>> begin

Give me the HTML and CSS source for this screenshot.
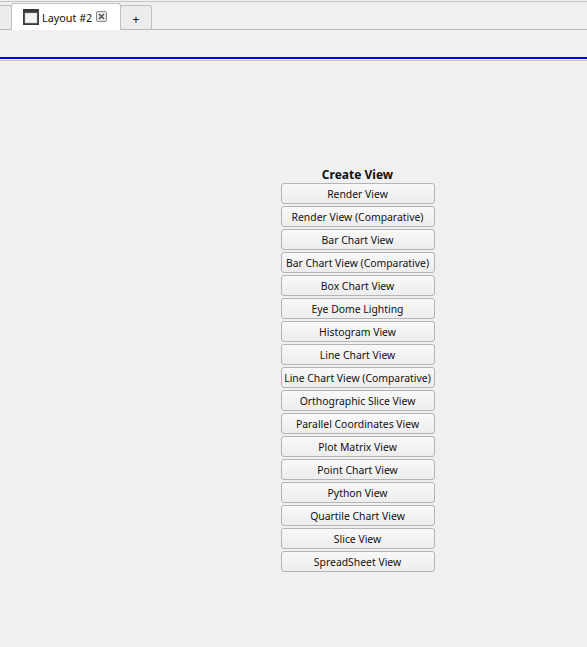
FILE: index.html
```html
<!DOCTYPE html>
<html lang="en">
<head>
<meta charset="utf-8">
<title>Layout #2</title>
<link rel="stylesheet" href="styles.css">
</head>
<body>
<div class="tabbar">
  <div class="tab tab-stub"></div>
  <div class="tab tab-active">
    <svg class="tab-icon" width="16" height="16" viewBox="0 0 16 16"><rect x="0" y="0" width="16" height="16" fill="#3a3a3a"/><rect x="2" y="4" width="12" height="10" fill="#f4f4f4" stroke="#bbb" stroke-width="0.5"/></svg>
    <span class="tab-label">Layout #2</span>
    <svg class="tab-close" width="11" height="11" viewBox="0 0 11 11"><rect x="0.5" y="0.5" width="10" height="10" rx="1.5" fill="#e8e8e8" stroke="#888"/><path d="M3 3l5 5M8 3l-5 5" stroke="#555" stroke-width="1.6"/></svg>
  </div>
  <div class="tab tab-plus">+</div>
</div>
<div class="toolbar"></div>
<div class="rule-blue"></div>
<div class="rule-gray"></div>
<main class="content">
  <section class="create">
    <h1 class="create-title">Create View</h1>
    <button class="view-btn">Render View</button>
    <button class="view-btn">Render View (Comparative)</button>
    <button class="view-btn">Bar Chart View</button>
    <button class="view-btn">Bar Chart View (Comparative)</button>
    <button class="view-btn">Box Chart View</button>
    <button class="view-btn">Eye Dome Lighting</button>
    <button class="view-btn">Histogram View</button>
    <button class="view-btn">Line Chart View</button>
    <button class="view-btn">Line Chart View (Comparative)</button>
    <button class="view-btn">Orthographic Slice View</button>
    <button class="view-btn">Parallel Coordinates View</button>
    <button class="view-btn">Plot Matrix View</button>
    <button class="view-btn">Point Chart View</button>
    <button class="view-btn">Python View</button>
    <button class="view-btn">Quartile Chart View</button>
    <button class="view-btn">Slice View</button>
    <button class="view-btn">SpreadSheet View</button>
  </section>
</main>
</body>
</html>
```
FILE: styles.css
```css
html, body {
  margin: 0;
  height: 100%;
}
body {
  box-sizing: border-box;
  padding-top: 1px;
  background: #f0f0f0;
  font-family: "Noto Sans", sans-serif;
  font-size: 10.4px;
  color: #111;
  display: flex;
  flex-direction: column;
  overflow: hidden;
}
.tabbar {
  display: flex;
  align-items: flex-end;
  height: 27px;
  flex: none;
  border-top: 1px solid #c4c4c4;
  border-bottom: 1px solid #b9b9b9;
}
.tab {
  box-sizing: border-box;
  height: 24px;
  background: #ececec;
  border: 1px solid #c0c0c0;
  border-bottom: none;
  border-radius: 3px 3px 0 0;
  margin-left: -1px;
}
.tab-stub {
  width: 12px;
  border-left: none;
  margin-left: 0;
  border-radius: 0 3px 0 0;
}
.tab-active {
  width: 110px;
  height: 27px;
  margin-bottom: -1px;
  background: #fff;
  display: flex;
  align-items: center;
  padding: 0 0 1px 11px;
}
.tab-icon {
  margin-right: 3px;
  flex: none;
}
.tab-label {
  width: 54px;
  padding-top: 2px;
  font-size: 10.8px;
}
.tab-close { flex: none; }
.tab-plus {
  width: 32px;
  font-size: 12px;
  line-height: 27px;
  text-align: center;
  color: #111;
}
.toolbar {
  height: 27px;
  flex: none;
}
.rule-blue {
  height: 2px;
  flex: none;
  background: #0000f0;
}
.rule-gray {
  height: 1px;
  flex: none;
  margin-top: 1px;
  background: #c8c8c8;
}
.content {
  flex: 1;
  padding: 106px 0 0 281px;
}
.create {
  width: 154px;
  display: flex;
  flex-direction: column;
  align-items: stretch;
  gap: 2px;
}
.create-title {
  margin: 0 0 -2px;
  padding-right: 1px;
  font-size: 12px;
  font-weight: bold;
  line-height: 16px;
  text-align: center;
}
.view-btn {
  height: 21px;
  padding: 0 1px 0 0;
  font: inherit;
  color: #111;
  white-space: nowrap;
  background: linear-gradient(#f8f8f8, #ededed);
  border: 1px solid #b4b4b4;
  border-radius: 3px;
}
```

>> end

Work required —
Reproduce all of the material above word for word. Omit the pictures.

Exercise response —
Give me the HTML and CSS source for this screenshot.
FILE: index.html
```html
<!DOCTYPE html>
<html lang="en">
<head>
<meta charset="utf-8">
<title>Layout #2</title>
<link rel="stylesheet" href="styles.css">
</head>
<body>
<div class="tabbar">
  <div class="tab tab-stub"></div>
  <div class="tab tab-active">
    <svg class="tab-icon" width="16" height="16" viewBox="0 0 16 16"><rect x="0" y="0" width="16" height="16" fill="#3a3a3a"/><rect x="2" y="4" width="12" height="10" fill="#f4f4f4" stroke="#bbb" stroke-width="0.5"/></svg>
    <span class="tab-label">Layout #2</span>
    <svg class="tab-close" width="11" height="11" viewBox="0 0 11 11"><rect x="0.5" y="0.5" width="10" height="10" rx="1.5" fill="#e8e8e8" stroke="#888"/><path d="M3 3l5 5M8 3l-5 5" stroke="#555" stroke-width="1.6"/></svg>
  </div>
  <div class="tab tab-plus">+</div>
</div>
<div class="toolbar"></div>
<div class="rule-blue"></div>
<div class="rule-gray"></div>
<main class="content">
  <section class="create">
    <h1 class="create-title">Create View</h1>
    <button class="view-btn">Render View</button>
    <button class="view-btn">Render View (Comparative)</button>
    <button class="view-btn">Bar Chart View</button>
    <button class="view-btn">Bar Chart View (Comparative)</button>
    <button class="view-btn">Box Chart View</button>
    <button class="view-btn">Eye Dome Lighting</button>
    <button class="view-btn">Histogram View</button>
    <button class="view-btn">Line Chart View</button>
    <button class="view-btn">Line Chart View (Comparative)</button>
    <button class="view-btn">Orthographic Slice View</button>
    <button class="view-btn">Parallel Coordinates View</button>
    <button class="view-btn">Plot Matrix View</button>
    <button class="view-btn">Point Chart View</button>
    <button class="view-btn">Python View</button>
    <button class="view-btn">Quartile Chart View</button>
    <button class="view-btn">Slice View</button>
    <button class="view-btn">SpreadSheet View</button>
  </section>
</main>
</body>
</html>
```
FILE: styles.css
```css
html, body {
  margin: 0;
  height: 100%;
}
body {
  box-sizing: border-box;
  padding-top: 1px;
  background: #f0f0f0;
  font-family: "Noto Sans", sans-serif;
  font-size: 10.4px;
  color: #111;
  display: flex;
  flex-direction: column;
  overflow: hidden;
}
.tabbar {
  display: flex;
  align-items: flex-end;
  height: 27px;
  flex: none;
  border-top: 1px solid #c4c4c4;
  border-bottom: 1px solid #b9b9b9;
}
.tab {
  box-sizing: border-box;
  height: 24px;
  background: #ececec;
  border: 1px solid #c0c0c0;
  border-bottom: none;
  border-radius: 3px 3px 0 0;
  margin-left: -1px;
}
.tab-stub {
  width: 12px;
  border-left: none;
  margin-left: 0;
  border-radius: 0 3px 0 0;
}
.tab-active {
  width: 110px;
  height: 27px;
  margin-bottom: -1px;
  background: #fff;
  display: flex;
  align-items: center;
  padding: 0 0 1px 11px;
}
.tab-icon {
  margin-right: 3px;
  flex: none;
}
.tab-label {
  width: 54px;
  padding-top: 2px;
  font-size: 10.8px;
}
.tab-close { flex: none; }
.tab-plus {
  width: 32px;
  font-size: 12px;
  line-height: 27px;
  text-align: center;
  color: #111;
}
.toolbar {
  height: 27px;
  flex: none;
}
.rule-blue {
  height: 2px;
  flex: none;
  background: #0000f0;
}
.rule-gray {
  height: 1px;
  flex: none;
  margin-top: 1px;
  background: #c8c8c8;
}
.content {
  flex: 1;
  padding: 106px 0 0 281px;
}
.create {
  width: 154px;
  display: flex;
  flex-direction: column;
  align-items: stretch;
  gap: 2px;
}
.create-title {
  margin: 0 0 -2px;
  padding-right: 1px;
  font-size: 12px;
  font-weight: bold;
  line-height: 16px;
  text-align: center;
}
.view-btn {
  height: 21px;
  padding: 0 1px 0 0;
  font: inherit;
  color: #111;
  white-space: nowrap;
  background: linear-gradient(#f8f8f8, #ededed);
  border: 1px solid #b4b4b4;
  border-radius: 3px;
}
```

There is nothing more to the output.